Copy all lines in which the word "index" can be found.
-- Begin DATASET RECORDS --
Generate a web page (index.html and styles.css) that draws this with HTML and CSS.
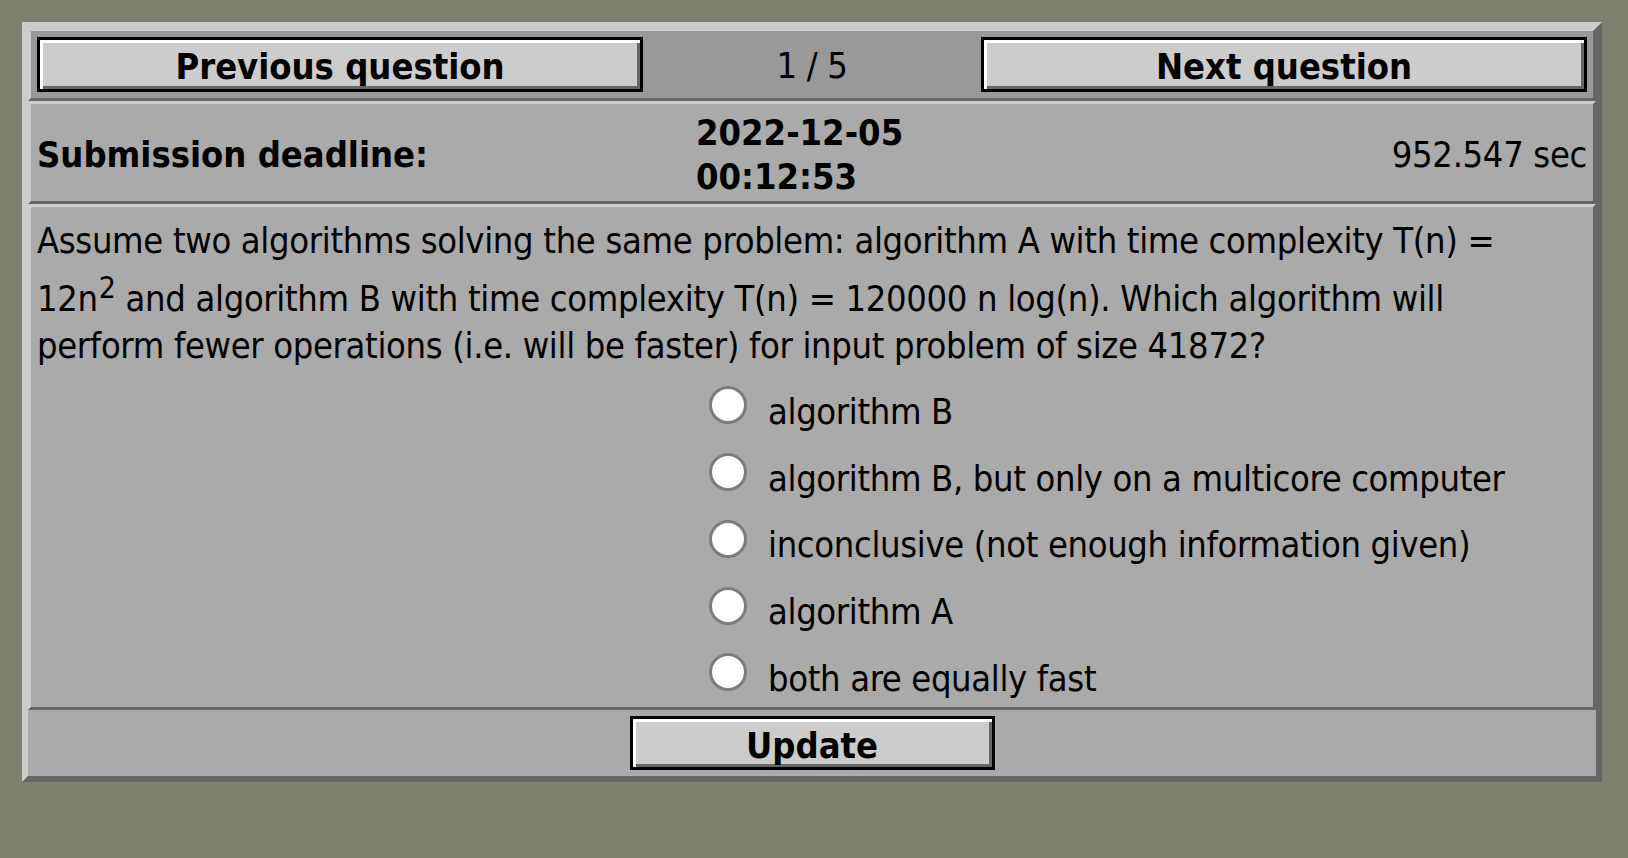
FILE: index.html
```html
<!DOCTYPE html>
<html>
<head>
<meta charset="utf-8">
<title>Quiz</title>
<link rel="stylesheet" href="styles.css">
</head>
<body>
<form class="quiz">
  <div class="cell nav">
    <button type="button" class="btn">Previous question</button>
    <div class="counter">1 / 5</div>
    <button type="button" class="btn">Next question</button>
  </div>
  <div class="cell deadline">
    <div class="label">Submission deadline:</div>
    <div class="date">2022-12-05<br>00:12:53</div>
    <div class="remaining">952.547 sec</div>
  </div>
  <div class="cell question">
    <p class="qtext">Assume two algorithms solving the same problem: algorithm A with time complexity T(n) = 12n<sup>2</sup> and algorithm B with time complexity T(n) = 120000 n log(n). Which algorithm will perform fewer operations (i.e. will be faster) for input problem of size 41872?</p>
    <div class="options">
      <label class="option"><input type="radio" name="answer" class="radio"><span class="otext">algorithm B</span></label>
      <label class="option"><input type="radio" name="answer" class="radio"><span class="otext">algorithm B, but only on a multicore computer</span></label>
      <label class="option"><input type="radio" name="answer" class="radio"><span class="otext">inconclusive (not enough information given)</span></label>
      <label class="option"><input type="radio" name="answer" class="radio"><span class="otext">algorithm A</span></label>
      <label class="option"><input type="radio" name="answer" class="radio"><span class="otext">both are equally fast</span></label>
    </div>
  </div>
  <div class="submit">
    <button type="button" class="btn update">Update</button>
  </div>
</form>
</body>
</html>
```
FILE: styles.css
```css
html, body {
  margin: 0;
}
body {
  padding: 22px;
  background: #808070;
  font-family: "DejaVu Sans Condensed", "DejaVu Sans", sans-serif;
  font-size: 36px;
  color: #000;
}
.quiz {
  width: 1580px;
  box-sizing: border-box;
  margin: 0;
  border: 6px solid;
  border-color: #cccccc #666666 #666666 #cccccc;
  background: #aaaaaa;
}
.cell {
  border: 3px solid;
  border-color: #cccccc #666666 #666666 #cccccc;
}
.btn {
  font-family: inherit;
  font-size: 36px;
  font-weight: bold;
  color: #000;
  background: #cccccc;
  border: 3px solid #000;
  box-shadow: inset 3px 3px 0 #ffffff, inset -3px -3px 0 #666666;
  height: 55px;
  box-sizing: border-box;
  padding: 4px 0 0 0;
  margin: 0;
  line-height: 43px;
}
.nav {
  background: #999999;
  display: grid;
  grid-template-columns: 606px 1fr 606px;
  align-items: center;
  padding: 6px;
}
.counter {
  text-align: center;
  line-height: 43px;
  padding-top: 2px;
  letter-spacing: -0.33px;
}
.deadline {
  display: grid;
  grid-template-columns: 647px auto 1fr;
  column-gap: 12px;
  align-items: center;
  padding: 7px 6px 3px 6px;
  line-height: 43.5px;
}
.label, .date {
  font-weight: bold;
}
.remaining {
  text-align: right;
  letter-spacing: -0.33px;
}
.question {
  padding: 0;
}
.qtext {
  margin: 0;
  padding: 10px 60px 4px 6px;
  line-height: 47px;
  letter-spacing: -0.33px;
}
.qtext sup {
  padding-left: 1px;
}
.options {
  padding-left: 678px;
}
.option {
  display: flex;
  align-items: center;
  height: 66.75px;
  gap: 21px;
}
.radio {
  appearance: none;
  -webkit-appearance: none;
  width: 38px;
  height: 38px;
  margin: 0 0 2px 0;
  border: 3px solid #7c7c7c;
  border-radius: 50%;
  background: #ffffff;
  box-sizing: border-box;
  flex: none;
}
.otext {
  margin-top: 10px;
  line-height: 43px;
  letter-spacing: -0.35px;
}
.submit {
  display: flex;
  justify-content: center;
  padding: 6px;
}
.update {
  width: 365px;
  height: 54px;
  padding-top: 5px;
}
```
-- End DATASET RECORDS --
-- Begin DATASET RECORDS --
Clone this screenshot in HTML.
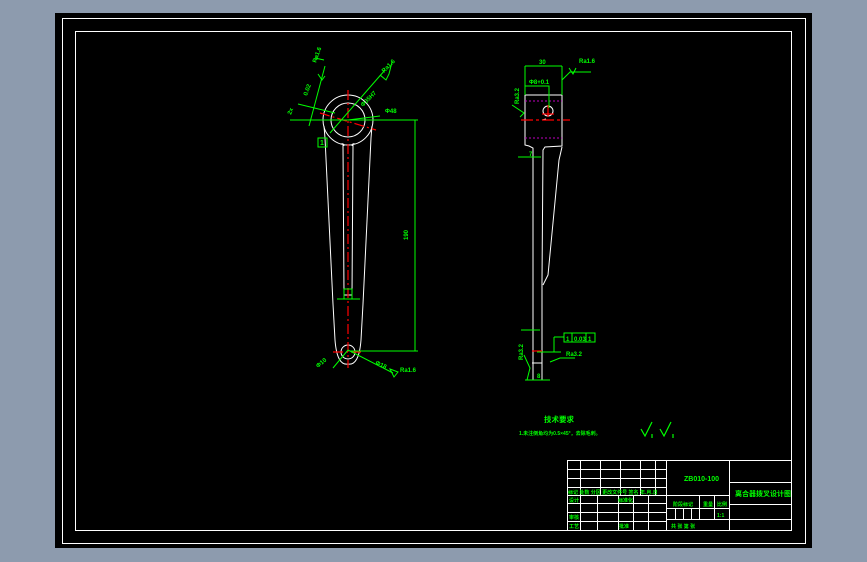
-- End DATASET RECORDS --
-- Begin DATASET RECORDS --
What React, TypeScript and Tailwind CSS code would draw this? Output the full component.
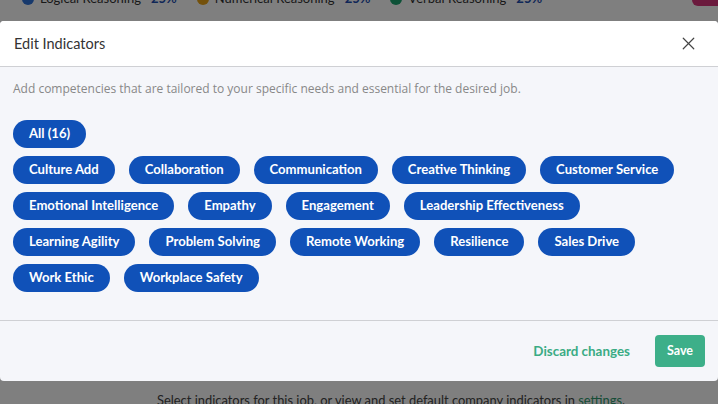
-- End DATASET RECORDS --
ANSWER TO THIS TASK:
Generate a web page (index.html and styles.css) that draws this with HTML and CSS.
FILE: index.html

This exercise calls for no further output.